**OBJECTIVE**: Leave the pictures out. Return all other data exactly.
-- Begin --
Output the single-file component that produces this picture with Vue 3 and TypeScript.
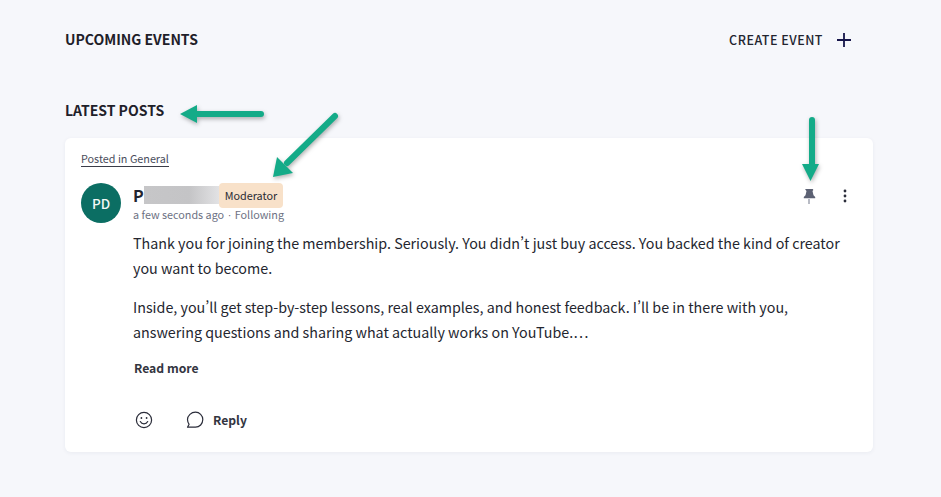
<script setup lang="ts">
const paragraphs = [
  "Thank you for joining the membership. Seriously. You didn’t just buy access. You backed the kind of creator you want to become.",
  "Inside, you’ll get step-by-step lessons, real examples, and honest feedback. I’ll be in there with you, answering questions and sharing what actually works on YouTube.…",
];
</script>

<template>
  <div class="page">
    <header class="top-row">
      <h2 class="section-title">UPCOMING EVENTS</h2>
      <button class="create-btn">
        <span>CREATE EVENT</span>
        <svg class="plus" width="16" height="16" viewBox="0 0 16 16" aria-hidden="true">
          <path d="M8 1v14M1 8h14" stroke="#16154a" stroke-width="1.8" fill="none" />
        </svg>
      </button>
    </header>

    <h2 class="section-title latest">LATEST POSTS</h2>

    <article class="card">
      <a class="posted-in">Posted in General</a>

      <div class="author-row">
        <div class="avatar">PD</div>
        <div class="author-info">
          <div class="name-line">
            <span class="name">P</span>
            <span class="name-blur"></span>
            <span class="badge">Moderator</span>
          </div>
          <div class="meta">a few seconds ago<span class="dot">·</span>Following</div>
        </div>
        <div class="post-actions">
          <svg class="pin" width="16" height="18" viewBox="0 0 16 18" aria-hidden="true">
            <path d="M4.200 2h7.600l.6 1-.9 1 1 4.200 1.700 1.800v1.200H2.800V10l1.700-1.800 1-4.200-.9-1z" fill="#5c6173" />
            <path d="M8 12v5" stroke="#9a9eac" stroke-width="1.4" />
          </svg>
          <svg width="4" height="14" viewBox="0 0 4 14" aria-hidden="true">
            <circle cx="2" cy="2" r="1.400" fill="#2b2d3a" />
            <circle cx="2" cy="7" r="1.400" fill="#2b2d3a" />
            <circle cx="2" cy="12" r="1.400" fill="#2b2d3a" />
          </svg>
        </div>
      </div>

      <div class="body">
        <p v-for="text in paragraphs" :key="text">{{ text }}</p>
        <button class="read-more">Read more</button>
      </div>

      <footer class="card-foot">
        <svg width="18" height="18" viewBox="0 0 18 18" fill="none" stroke="#2b2d3a" stroke-width="1.2" aria-hidden="true">
          <circle cx="9" cy="9" r="7.600" />
          <circle cx="6.400" cy="7" r="0.9" fill="#2b2d3a" stroke="none" />
          <circle cx="11.600" cy="7" r="0.9" fill="#2b2d3a" stroke="none" />
          <path d="M5.300 10.600c.8 1.600 2.100 2.300 3.700 2.300s2.900-.7 3.700-2.300" stroke-linecap="round" />
        </svg>
        <button class="reply">
          <svg width="18" height="18" viewBox="0 0 18 18" fill="none" stroke="#2b2d3a" stroke-width="1.2" aria-hidden="true">
            <path d="M9.500 1.200c4 0 7.300 3.200 7.300 7.400s-3.300 7.600-7.300 7.600H1.500l1.600-2.900C2 11.800 1.500 10.300 1.500 8.600c0-4.200 3.800-7.400 8-7.400z" stroke-linejoin="round" />
          </svg>
          <span>Reply</span>
        </button>
      </footer>
    </article>

    <!-- green annotation arrows drawn over the screenshot -->
    <svg class="arrows" width="941" height="497" viewBox="0 0 941 497" aria-hidden="true">
      <g stroke="#14ab88" stroke-width="6" stroke-linecap="round" fill="none">
        <path d="M195 114h66" />
        <path d="M335 116 L287 163" />
        <path d="M812 120 V166" />
      </g>
      <g fill="#14ab88">
        <path d="M180 114l17-9v18z" />
        <path d="M273 177l4-20 16 16z" />
        <path d="M802 164h17l-8.500 17z" />
      </g>
    </svg>
  </div>
</template>

<style>
html,
body {
  margin: 0;
  background: #f6f7fb;
}
</style>

<style scoped>
.page {
  position: relative;
  box-sizing: border-box;
  width: 941px;
  height: 497px;
  padding: 28px 68px 0 65px;
  overflow: hidden;
  font-family: "Noto Sans CJK SC", "Noto Sans", sans-serif;
  font-feature-settings: "pwid";
  color: #22242f;
  background: #f6f7fb;
}

.top-row {
  display: flex;
  align-items: center;
  justify-content: space-between;
  height: 22px;
  padding-right: 21px;
}

.section-title {
  margin: 0;
  font-size: 14px;
  line-height: 22px;
  font-weight: 700;
  color: #1e2029;
}

.latest {
  margin-top: 49px;
}

.create-btn {
  display: flex;
  align-items: center;
  gap: 13px;
  padding: 0;
  border: 0;
  background: none;
  font: inherit;
  font-size: 12.5px;
  font-weight: 500;
  letter-spacing: 0.5px;
  color: #22242f;
}

.plus {
  margin-top: 2px;
}

.card {
  margin-top: 17px;
  height: 314px;
  box-sizing: border-box;
  padding: 13px 16px 0;
  background: #fff;
  border-radius: 6px;
  box-shadow: 0 1px 4px rgba(40, 50, 90, 0.06);
}

.posted-in {
  display: block;
  width: fit-content;
  font-size: 10.8px;
  line-height: 15px;
  color: #4a4d5c;
  border-bottom: 1px solid #3a3c48;
}

.author-row {
  display: flex;
  align-items: flex-start;
  margin-top: 16px;
}

.avatar {
  display: flex;
  align-items: center;
  justify-content: center;
  flex: none;
  width: 40px;
  height: 40px;
  border-radius: 50%;
  background: #0b6e63;
  color: #f2f8f6;
  font-size: 13.5px;
  font-weight: 500;
}

.author-info {
  margin-left: 12px;
}

.name-line {
  display: flex;
  align-items: center;
  height: 24px;
}

.name {
  font-size: 16px;
  font-weight: 700;
  line-height: 22px;
}

.name-blur {
  width: 75px;
  height: 18px;
  background: linear-gradient(90deg, #c6c6c8 0%, #c4c4c6 60%, #e2e2e4 100%);
}

.badge {
  box-sizing: border-box;
  height: 25px;
  padding: 0 6px;
  border-radius: 4px;
  background: #f8e1c9;
  font-size: 10.8px;
  line-height: 24px;
  color: #2a2b34;
}

.meta {
  font-size: 10.8px;
  line-height: 15px;
  color: #6d7183;
}

.dot {
  margin: 0 3.5px;
  font-family: "Liberation Sans", sans-serif;
}

.post-actions {
  display: flex;
  align-items: center;
  gap: 26px;
  margin: 4px 10px 0 auto;
}

.body {
  margin: 8px 10px 0 52px;
}

.body p {
  margin: 0 0 15px;
  font-size: 14.3px;
  line-height: 24.5px;
  color: #24262f;
}

.read-more {
  display: block;
  margin: 11px 0 0 1px;
  padding: 0;
  border: 0;
  background: none;
  font: inherit;
  font-size: 12.2px;
  line-height: 18px;
  font-weight: 700;
  color: #33353f;
}

.card-foot {
  display: flex;
  align-items: center;
  gap: 33px;
  margin: 34px 0 0 54px;
}

.reply {
  display: flex;
  align-items: center;
  gap: 9px;
  padding: 0;
  border: 0;
  background: none;
  font: inherit;
  font-size: 12.2px;
  font-weight: 700;
  line-height: 18px;
  color: #33353f;
}

.arrows {
  position: absolute;
  left: 0;
  top: 0;
  pointer-events: none;
  filter: drop-shadow(1px 2px 2px rgba(0, 0, 0, 0.3));
}
</style>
-- End --
**TASK RESPONSE**:
Output the single-file component that produces this picture with Vue 3 and TypeScript.
<script setup lang="ts">
const paragraphs = [
  "Thank you for joining the membership. Seriously. You didn’t just buy access. You backed the kind of creator you want to become.",
  "Inside, you’ll get step-by-step lessons, real examples, and honest feedback. I’ll be in there with you, answering questions and sharing what actually works on YouTube.…",
];
</script>

<template>
  <div class="page">
    <header class="top-row">
      <h2 class="section-title">UPCOMING EVENTS</h2>
      <button class="create-btn">
        <span>CREATE EVENT</span>
        <svg class="plus" width="16" height="16" viewBox="0 0 16 16" aria-hidden="true">
          <path d="M8 1v14M1 8h14" stroke="#16154a" stroke-width="1.8" fill="none" />
        </svg>
      </button>
    </header>

    <h2 class="section-title latest">LATEST POSTS</h2>

    <article class="card">
      <a class="posted-in">Posted in General</a>

      <div class="author-row">
        <div class="avatar">PD</div>
        <div class="author-info">
          <div class="name-line">
            <span class="name">P</span>
            <span class="name-blur"></span>
            <span class="badge">Moderator</span>
          </div>
          <div class="meta">a few seconds ago<span class="dot">·</span>Following</div>
        </div>
        <div class="post-actions">
          <svg class="pin" width="16" height="18" viewBox="0 0 16 18" aria-hidden="true">
            <path d="M4.200 2h7.600l.6 1-.9 1 1 4.200 1.700 1.800v1.200H2.800V10l1.700-1.800 1-4.200-.9-1z" fill="#5c6173" />
            <path d="M8 12v5" stroke="#9a9eac" stroke-width="1.4" />
          </svg>
          <svg width="4" height="14" viewBox="0 0 4 14" aria-hidden="true">
            <circle cx="2" cy="2" r="1.400" fill="#2b2d3a" />
            <circle cx="2" cy="7" r="1.400" fill="#2b2d3a" />
            <circle cx="2" cy="12" r="1.400" fill="#2b2d3a" />
          </svg>
        </div>
      </div>

      <div class="body">
        <p v-for="text in paragraphs" :key="text">{{ text }}</p>
        <button class="read-more">Read more</button>
      </div>

      <footer class="card-foot">
        <svg width="18" height="18" viewBox="0 0 18 18" fill="none" stroke="#2b2d3a" stroke-width="1.2" aria-hidden="true">
          <circle cx="9" cy="9" r="7.600" />
          <circle cx="6.400" cy="7" r="0.9" fill="#2b2d3a" stroke="none" />
          <circle cx="11.600" cy="7" r="0.9" fill="#2b2d3a" stroke="none" />
          <path d="M5.300 10.600c.8 1.600 2.100 2.300 3.700 2.300s2.900-.7 3.700-2.300" stroke-linecap="round" />
        </svg>
        <button class="reply">
          <svg width="18" height="18" viewBox="0 0 18 18" fill="none" stroke="#2b2d3a" stroke-width="1.2" aria-hidden="true">
            <path d="M9.500 1.200c4 0 7.300 3.200 7.300 7.400s-3.300 7.600-7.300 7.600H1.500l1.600-2.900C2 11.800 1.500 10.300 1.500 8.600c0-4.200 3.800-7.400 8-7.400z" stroke-linejoin="round" />
          </svg>
          <span>Reply</span>
        </button>
      </footer>
    </article>

    <!-- green annotation arrows drawn over the screenshot -->
    <svg class="arrows" width="941" height="497" viewBox="0 0 941 497" aria-hidden="true">
      <g stroke="#14ab88" stroke-width="6" stroke-linecap="round" fill="none">
        <path d="M195 114h66" />
        <path d="M335 116 L287 163" />
        <path d="M812 120 V166" />
      </g>
      <g fill="#14ab88">
        <path d="M180 114l17-9v18z" />
        <path d="M273 177l4-20 16 16z" />
        <path d="M802 164h17l-8.500 17z" />
      </g>
    </svg>
  </div>
</template>

<style>
html,
body {
  margin: 0;
  background: #f6f7fb;
}
</style>

<style scoped>
.page {
  position: relative;
  box-sizing: border-box;
  width: 941px;
  height: 497px;
  padding: 28px 68px 0 65px;
  overflow: hidden;
  font-family: "Noto Sans CJK SC", "Noto Sans", sans-serif;
  font-feature-settings: "pwid";
  color: #22242f;
  background: #f6f7fb;
}

.top-row {
  display: flex;
  align-items: center;
  justify-content: space-between;
  height: 22px;
  padding-right: 21px;
}

.section-title {
  margin: 0;
  font-size: 14px;
  line-height: 22px;
  font-weight: 700;
  color: #1e2029;
}

.latest {
  margin-top: 49px;
}

.create-btn {
  display: flex;
  align-items: center;
  gap: 13px;
  padding: 0;
  border: 0;
  background: none;
  font: inherit;
  font-size: 12.5px;
  font-weight: 500;
  letter-spacing: 0.5px;
  color: #22242f;
}

.plus {
  margin-top: 2px;
}

.card {
  margin-top: 17px;
  height: 314px;
  box-sizing: border-box;
  padding: 13px 16px 0;
  background: #fff;
  border-radius: 6px;
  box-shadow: 0 1px 4px rgba(40, 50, 90, 0.06);
}

.posted-in {
  display: block;
  width: fit-content;
  font-size: 10.8px;
  line-height: 15px;
  color: #4a4d5c;
  border-bottom: 1px solid #3a3c48;
}

.author-row {
  display: flex;
  align-items: flex-start;
  margin-top: 16px;
}

.avatar {
  display: flex;
  align-items: center;
  justify-content: center;
  flex: none;
  width: 40px;
  height: 40px;
  border-radius: 50%;
  background: #0b6e63;
  color: #f2f8f6;
  font-size: 13.5px;
  font-weight: 500;
}

.author-info {
  margin-left: 12px;
}

.name-line {
  display: flex;
  align-items: center;
  height: 24px;
}

.name {
  font-size: 16px;
  font-weight: 700;
  line-height: 22px;
}

.name-blur {
  width: 75px;
  height: 18px;
  background: linear-gradient(90deg, #c6c6c8 0%, #c4c4c6 60%, #e2e2e4 100%);
}

.badge {
  box-sizing: border-box;
  height: 25px;
  padding: 0 6px;
  border-radius: 4px;
  background: #f8e1c9;
  font-size: 10.8px;
  line-height: 24px;
  color: #2a2b34;
}

.meta {
  font-size: 10.8px;
  line-height: 15px;
  color: #6d7183;
}

.dot {
  margin: 0 3.5px;
  font-family: "Liberation Sans", sans-serif;
}

.post-actions {
  display: flex;
  align-items: center;
  gap: 26px;
  margin: 4px 10px 0 auto;
}

.body {
  margin: 8px 10px 0 52px;
}

.body p {
  margin: 0 0 15px;
  font-size: 14.3px;
  line-height: 24.5px;
  color: #24262f;
}

.read-more {
  display: block;
  margin: 11px 0 0 1px;
  padding: 0;
  border: 0;
  background: none;
  font: inherit;
  font-size: 12.2px;
  line-height: 18px;
  font-weight: 700;
  color: #33353f;
}

.card-foot {
  display: flex;
  align-items: center;
  gap: 33px;
  margin: 34px 0 0 54px;
}

.reply {
  display: flex;
  align-items: center;
  gap: 9px;
  padding: 0;
  border: 0;
  background: none;
  font: inherit;
  font-size: 12.2px;
  font-weight: 700;
  line-height: 18px;
  color: #33353f;
}

.arrows {
  position: absolute;
  left: 0;
  top: 0;
  pointer-events: none;
  filter: drop-shadow(1px 2px 2px rgba(0, 0, 0, 0.3));
}
</style>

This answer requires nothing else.